Bullet journaling is an analog, offline method that involves drawing habit grids and filling them in by hand in a physical notebook. Digital tracking uses apps or spreadsheets that automate streaks, generate visual graphs, and send push reminders. Both methods are equally effective for habit formation — the choice comes down to personal preference and lifestyle. Many people start digital for convenience but later switch to a physical journal because the tactile act of writing reinforces commitment more deeply.

For habits that occur less than daily (e.g. 3x per week), track them using a frequency target rather than a daily checkbox. Note your weekly target (e.g. "3 per week") and mark each occurrence. At week's end, review whether you hit your target. Avoid using "streaks" for non-daily habits, as missing a day for a 3x/week habit is by design — not a failure. Weekly frequency tracking is more accurate and less discouraging for intermittent behaviours.

Neither is objectively better. Paper tracking is shown to improve retention through tactile engagement and requires no battery, internet connection, or subscription. Apps offer automation, visual data, streaks, reminders, and cloud backup. The research consensus is clear: people who use the tracking method they genuinely enjoy are significantly more consistent over time. We recommend starting with whichever feels more natural, then experimenting with the other after 30 days to see which keeps you more engaged.

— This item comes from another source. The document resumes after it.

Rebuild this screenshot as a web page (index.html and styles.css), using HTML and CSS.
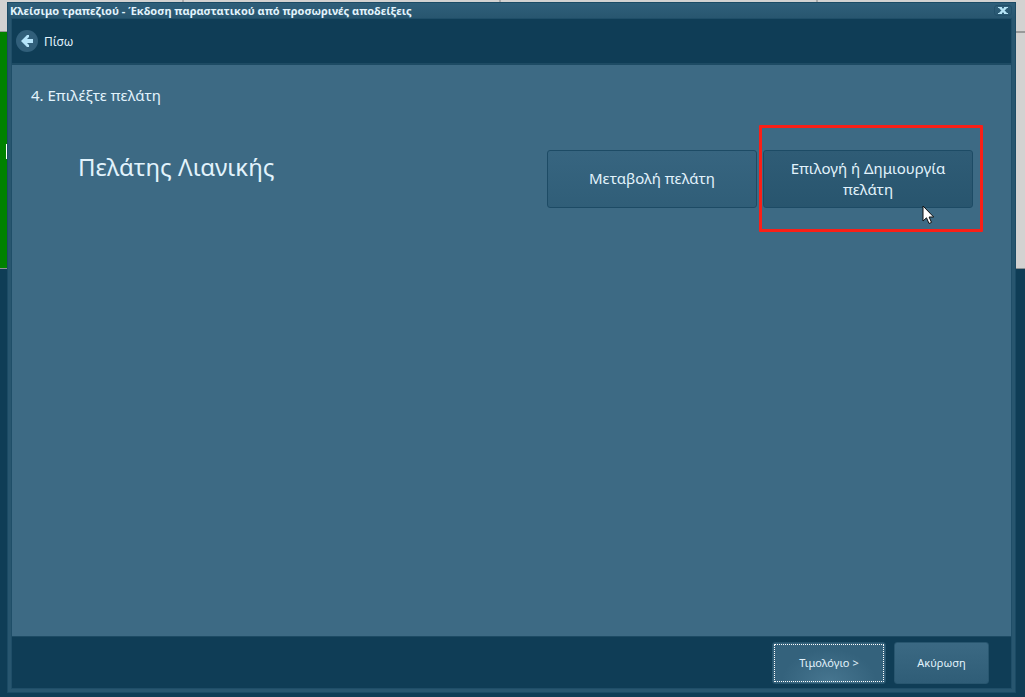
FILE: index.html
```html
<!DOCTYPE html>
<html lang="el">
<head>
<meta charset="utf-8">
<title>Κλείσιμο τραπεζιού</title>
<link rel="stylesheet" href="styles.css">
</head>
<body>
<div class="desktop" aria-hidden="true">
  <div class="desktop-grid"><span></span><span></span><span></span><span></span></div>
  <div class="desktop-table"><i></i></div>
</div>
<main class="window">
  <header class="titlebar">
    <h1>Κλείσιμο τραπεζιού - Έκδοση παραστατικού από προσωρινές αποδείξεις</h1>
    <button class="close" aria-label="Κλείσιμο">
      <svg width="10" height="7" viewBox="0 0 10 7"><path d="M0 .5h4M6 .5h4M0 6.500h4M6 6.500h4" stroke="#b5e4f6"/><path d="M2 .5l6 6M8 .5l-6 6" stroke="#b5e4f6" stroke-width="2.400"/></svg>
    </button>
  </header>
  <div class="frame">
    <nav class="toolbar">
      <button class="back">
        <svg width="24" height="24" viewBox="0 0 24 24"><circle cx="12" cy="12" r="11" fill="#315f7a"/><path d="M6 12l6-6h2v2l-2 2h6v4h-6l2 2v2h-2z" fill="#b5e4fa"/></svg>
        <span>Πίσω</span>
      </button>
    </nav>
    <section class="content">
      <h2>4. Επιλέξτε πελάτη</h2>
      <div class="customer">
        <p class="customer-name">Πελάτης Λιανικής</p>
        <div class="choices">
          <button class="choice">Μεταβολή πελάτη</button>
          <div class="highlighted">
            <button class="choice active">Επιλογή ή Δημιουργία πελάτη</button>
            <svg class="cursor" width="13" height="20" viewBox="0 0 13 20"><path d="M1 1v15l3.500-3.200L7 18.500l2.500-1.100-2.400-5.400h4.600z" fill="#fff" stroke="#111" stroke-width="1"/></svg>
          </div>
        </div>
      </div>
    </section>
    <footer class="actions">
      <button class="action focused">Τιμολόγιο &gt;</button>
      <button class="action">Ακύρωση</button>
    </footer>
  </div>
</main>
</body>
</html>
```
FILE: styles.css
```css
* { box-sizing: border-box; }
body {
  margin: 0;
  height: 100vh;
  display: flex;
  position: relative;
  overflow: hidden;
  background: #0f3d56;
  color: #e2f3fc;
  font-family: "Noto Sans", "Open Sans", sans-serif;
}
h1, h2, p { margin: 0; font-weight: 400; }
button {
  font: inherit;
  color: inherit;
  border: 0;
  padding: 0;
  background: none;
}
svg { display: block; }

.desktop {
  position: absolute;
  inset: 0 0 auto 0;
  height: 269px;
  background: #d3d2d1;
  border-bottom: 1px solid #8b9193;
}
.desktop-grid {
  display: grid;
  grid-template-columns: 184px 317px 317px 1fr;
  height: 33px;
  border-bottom: 2px solid #999;
}
.desktop-grid span { border-right: 2px solid #aaa; }
.desktop-grid span:last-child { border: 0; }
.desktop-table {
  position: absolute;
  top: 32px;
  left: 0;
  bottom: 0;
  width: 7px;
  padding-top: 112px;
  background: #008200;
}
.desktop-table i {
  display: block;
  width: 1px;
  height: 15px;
  margin-left: 6px;
  background: #fff;
}

.window {
  position: relative;
  flex: 1;
  display: flex;
  flex-direction: column;
  margin: 2px 9px 4px 7px;
  border: 1px solid #1b4b65;
  background: #28566f;
}
.titlebar {
  display: flex;
  align-items: center;
  justify-content: space-between;
  height: 15px;
  padding: 0 3px 0 2px;
  background: linear-gradient(#2f5f7a, #28566f);
}
.titlebar h1 {
  font-size: 11px;
  line-height: 15px;
  font-weight: 700;
  white-space: nowrap;
}
.close {
  display: grid;
  place-items: center;
  width: 18px;
  height: 11px;
  border: 1px solid #22516b;
  border-radius: 3px;
}
.frame {
  flex: 1;
  display: flex;
  flex-direction: column;
  margin: 0 3px 3px;
  border: 1px solid #1f4e68;
}
.toolbar {
  display: flex;
  align-items: center;
  height: 46px;
  padding: 0 3px;
  background: #0f3d56;
  border-bottom: 2px solid #1d4b64;
}
.back {
  display: flex;
  align-items: center;
  gap: 5px;
  font-size: 12px;
}
.content {
  flex: 1;
  padding: 18px 28px 0 19px;
  background: #3d6a84;
}
.content h2 { font-size: 15px; line-height: 24px; }
.customer {
  display: flex;
  justify-content: space-between;
  padding: 18px 0 0 47px;
}
.customer-name {
  padding-top: 26px;
  font-size: 24px;
  line-height: 32px;
}
.choices { display: flex; align-items: center; gap: 2px; }
.choice {
  width: 210px;
  height: 58px;
  padding: 0 16px;
  border: 1px solid #1d4b65;
  border-radius: 3px;
  background: linear-gradient(#376580, #305e78);
  font-size: 15px;
  line-height: 21px;
}
.choice.active { background: linear-gradient(#2f5c76, #28556e); }
.highlighted {
  position: relative;
  padding: 22px 7px 21px 1px;
  border: 3px solid #fa1f17;
  border-radius: 1px;
}
.cursor { position: absolute; right: 45px; bottom: 4px; }
.actions {
  display: flex;
  justify-content: flex-end;
  align-items: center;
  gap: 8px;
  height: 52px;
  padding: 0 22px;
  background: #0f3d56;
  border-top: 1px solid #1d4b64;
}
.action {
  width: 95px;
  height: 42px;
  border: 1px solid #28566f;
  border-radius: 3px;
  background: linear-gradient(#3b6983, #2f5d77);
  font-size: 11px;
}
.action.focused {
  width: 114px;
  outline: 1px dotted #fff;
  outline-offset: -3px;
  background: radial-gradient(ellipse at bottom, #477690, #34627c 60%);
}
```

Define a "minimum viable habit" for each behaviour before disrupted periods occur. This is the absolute smallest version that still counts — even one minute of meditation, a single glass of water, or one page of reading. The goal during travel or unusually busy weeks is not to optimise but to maintain the neural pathway and keep your streak intact. A greatly reduced habit performed every single day is far more valuable than a skipped "perfect" session.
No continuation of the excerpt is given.